*What needs to be done*. Word for word, copy all the data and drop the pictures.

....

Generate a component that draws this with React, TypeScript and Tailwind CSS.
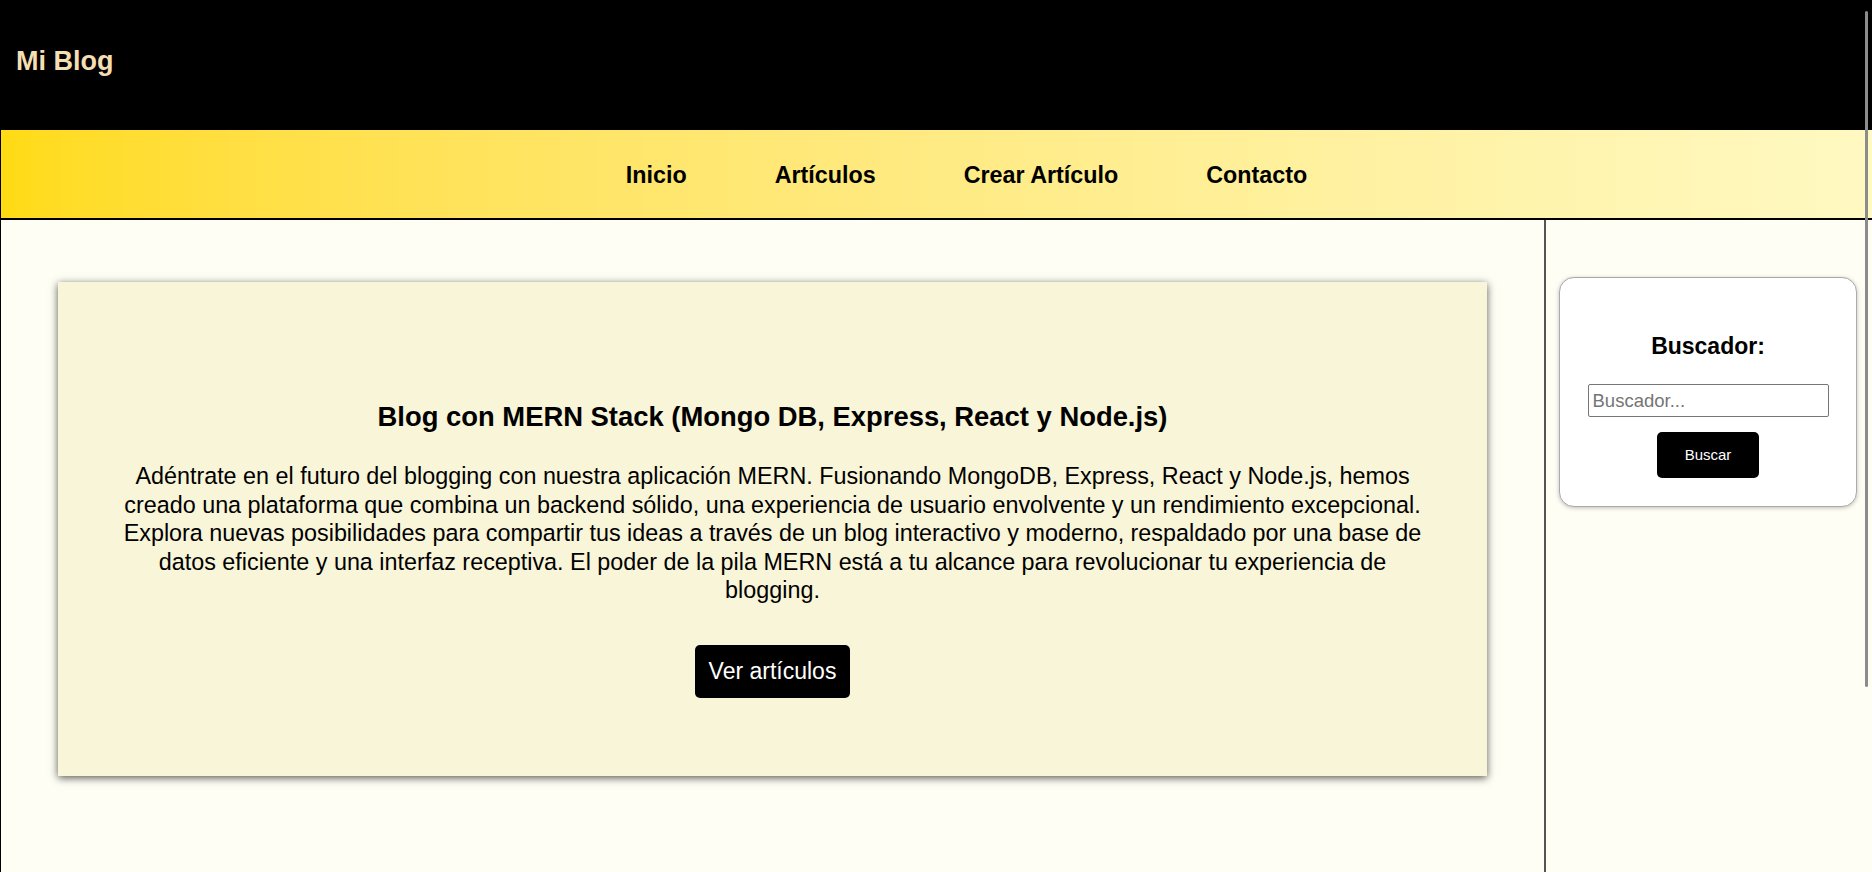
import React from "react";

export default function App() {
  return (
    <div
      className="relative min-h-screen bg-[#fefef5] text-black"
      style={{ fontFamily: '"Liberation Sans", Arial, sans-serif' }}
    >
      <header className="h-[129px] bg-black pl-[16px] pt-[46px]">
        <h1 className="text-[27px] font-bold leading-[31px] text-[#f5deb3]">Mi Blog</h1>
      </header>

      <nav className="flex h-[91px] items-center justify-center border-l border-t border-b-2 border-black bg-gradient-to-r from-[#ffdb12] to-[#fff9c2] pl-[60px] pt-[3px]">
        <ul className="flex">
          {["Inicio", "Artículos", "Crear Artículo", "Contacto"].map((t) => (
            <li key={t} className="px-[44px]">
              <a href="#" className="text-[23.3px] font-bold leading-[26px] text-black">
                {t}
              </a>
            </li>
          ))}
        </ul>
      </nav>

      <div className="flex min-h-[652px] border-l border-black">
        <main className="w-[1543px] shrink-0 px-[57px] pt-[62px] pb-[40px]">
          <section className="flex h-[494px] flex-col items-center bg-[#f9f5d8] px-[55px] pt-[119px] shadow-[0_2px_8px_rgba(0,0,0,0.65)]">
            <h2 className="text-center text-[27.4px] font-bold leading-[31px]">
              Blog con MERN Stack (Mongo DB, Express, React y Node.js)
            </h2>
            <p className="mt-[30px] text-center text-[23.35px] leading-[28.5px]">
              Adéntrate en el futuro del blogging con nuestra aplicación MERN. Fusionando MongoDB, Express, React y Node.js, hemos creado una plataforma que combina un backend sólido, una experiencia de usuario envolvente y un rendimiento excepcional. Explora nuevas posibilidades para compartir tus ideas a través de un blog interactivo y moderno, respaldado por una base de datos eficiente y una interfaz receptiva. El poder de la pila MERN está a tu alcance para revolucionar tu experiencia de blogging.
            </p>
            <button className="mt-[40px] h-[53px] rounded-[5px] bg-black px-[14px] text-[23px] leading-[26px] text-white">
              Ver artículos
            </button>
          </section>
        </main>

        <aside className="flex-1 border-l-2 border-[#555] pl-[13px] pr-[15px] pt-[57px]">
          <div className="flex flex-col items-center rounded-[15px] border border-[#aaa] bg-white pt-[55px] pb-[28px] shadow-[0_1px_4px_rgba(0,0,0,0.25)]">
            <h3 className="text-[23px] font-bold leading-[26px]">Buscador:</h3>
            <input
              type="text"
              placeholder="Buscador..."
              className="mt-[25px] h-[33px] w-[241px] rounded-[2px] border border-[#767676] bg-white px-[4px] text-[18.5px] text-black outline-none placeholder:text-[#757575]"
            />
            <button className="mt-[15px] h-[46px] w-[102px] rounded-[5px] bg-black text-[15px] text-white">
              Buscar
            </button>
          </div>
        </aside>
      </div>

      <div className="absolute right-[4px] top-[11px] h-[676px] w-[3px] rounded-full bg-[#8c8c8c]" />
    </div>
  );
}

....

*Answer to the exercise*.
Generate a component that draws this with React, TypeScript and Tailwind CSS.
import React from "react";

export default function App() {
  return (
    <div
      className="relative min-h-screen bg-[#fefef5] text-black"
      style={{ fontFamily: '"Liberation Sans", Arial, sans-serif' }}
    >
      <header className="h-[129px] bg-black pl-[16px] pt-[46px]">
        <h1 className="text-[27px] font-bold leading-[31px] text-[#f5deb3]">Mi Blog</h1>
      </header>

      <nav className="flex h-[91px] items-center justify-center border-l border-t border-b-2 border-black bg-gradient-to-r from-[#ffdb12] to-[#fff9c2] pl-[60px] pt-[3px]">
        <ul className="flex">
          {["Inicio", "Artículos", "Crear Artículo", "Contacto"].map((t) => (
            <li key={t} className="px-[44px]">
              <a href="#" className="text-[23.3px] font-bold leading-[26px] text-black">
                {t}
              </a>
            </li>
          ))}
        </ul>
      </nav>

      <div className="flex min-h-[652px] border-l border-black">
        <main className="w-[1543px] shrink-0 px-[57px] pt-[62px] pb-[40px]">
          <section className="flex h-[494px] flex-col items-center bg-[#f9f5d8] px-[55px] pt-[119px] shadow-[0_2px_8px_rgba(0,0,0,0.65)]">
            <h2 className="text-center text-[27.4px] font-bold leading-[31px]">
              Blog con MERN Stack (Mongo DB, Express, React y Node.js)
            </h2>
            <p className="mt-[30px] text-center text-[23.35px] leading-[28.5px]">
              Adéntrate en el futuro del blogging con nuestra aplicación MERN. Fusionando MongoDB, Express, React y Node.js, hemos creado una plataforma que combina un backend sólido, una experiencia de usuario envolvente y un rendimiento excepcional. Explora nuevas posibilidades para compartir tus ideas a través de un blog interactivo y moderno, respaldado por una base de datos eficiente y una interfaz receptiva. El poder de la pila MERN está a tu alcance para revolucionar tu experiencia de blogging.
            </p>
            <button className="mt-[40px] h-[53px] rounded-[5px] bg-black px-[14px] text-[23px] leading-[26px] text-white">
              Ver artículos
            </button>
          </section>
        </main>

        <aside className="flex-1 border-l-2 border-[#555] pl-[13px] pr-[15px] pt-[57px]">
          <div className="flex flex-col items-center rounded-[15px] border border-[#aaa] bg-white pt-[55px] pb-[28px] shadow-[0_1px_4px_rgba(0,0,0,0.25)]">
            <h3 className="text-[23px] font-bold leading-[26px]">Buscador:</h3>
            <input
              type="text"
              placeholder="Buscador..."
              className="mt-[25px] h-[33px] w-[241px] rounded-[2px] border border-[#767676] bg-white px-[4px] text-[18.5px] text-black outline-none placeholder:text-[#757575]"
            />
            <button className="mt-[15px] h-[46px] w-[102px] rounded-[5px] bg-black text-[15px] text-white">
              Buscar
            </button>
          </div>
        </aside>
      </div>

      <div className="absolute right-[4px] top-[11px] h-[676px] w-[3px] rounded-full bg-[#8c8c8c]" />
    </div>
  );
}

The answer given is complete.